Banks infuses the series with free-flowing metaphors linking her underworld
nosferatu with the clandestine dealings of drug lords and kingpins, and
stresses the power of love in all its myriad forms to light even the darkest
recesses of the world. These themes carry over in her other works, like
the
Crimson Moon Series
centered on a secret government consortium of Special Ops werewolves, as well as
the number of young adult graphic novels based on her stories.
Musicians
Herman “Sonny” Blount -
AKA Sun Ra: The self-declared member
of an angelic race from Saturn, he was a visionary composer and jazz band
leader who pioneered the melding of free group improvisation and electric
instruments that greatly influenced the jazz styles of the 1960s.
Incredibly inventive and wildly eccentric, he styled himself a
philosopher/mystic, preferred his musicians to live communally, and often gave
live performances in a mixed-media fog of outlandish costumes, sounds, and
poetry that left his audiences both energized and bewildered.
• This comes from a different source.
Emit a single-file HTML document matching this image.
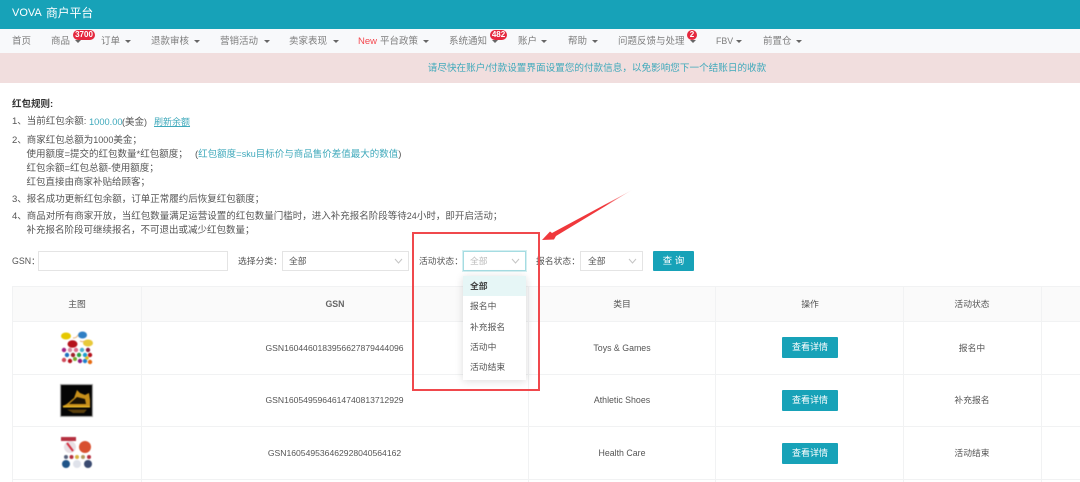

His music
often themed around the Space Age and cosmic sounds, and set much of the tone
for the futuristic vibe that has become such a staple of Afrofuturism. Futuristic
Sounds of Sun Ra is perhaps his most
accessible work, while Atlantis
is the perfect example
of the free “space” jazz that ties him so firmly to the Afrofuturism category.
The Space Age is Here is a compilation that samples a number of
his songs through the years, so it’s a nice way to wet your feet with this
admittedly difficult avant-garde artist, if you can find it.
George Clinton: The father of funk, this barber from North
Carolina blended soul and psychedelic rock into a bright, colorful package,
producing dazzling performances and espousing revolutionary politics.
Through his two bands, Parliament and Funkadelic, Clinton created a
“musical cosmology,” and much like Sun Ra, rooted his sound and his
eccentricities in a place beyond the divisions and hierarchies of Earth.
The fluid, bass-heavy melodies of P-funk and their otherworldly rhythms
were elevated by Clinton’s often space-based performances and costumes. Mothership
Connection,
released in 1976, was a fictional concept album with a heavy space theme, and
features such classics as "Mothership Connection (Star Child)" and
"Give Up the Funk (Tear the Roof Off the Sucker)."
Other Media and
Resources
- Pumzi, a twenty-one-minute short by Kenyan native Wanuri Kahiu, set in a technologically advanced underground city in East Africa.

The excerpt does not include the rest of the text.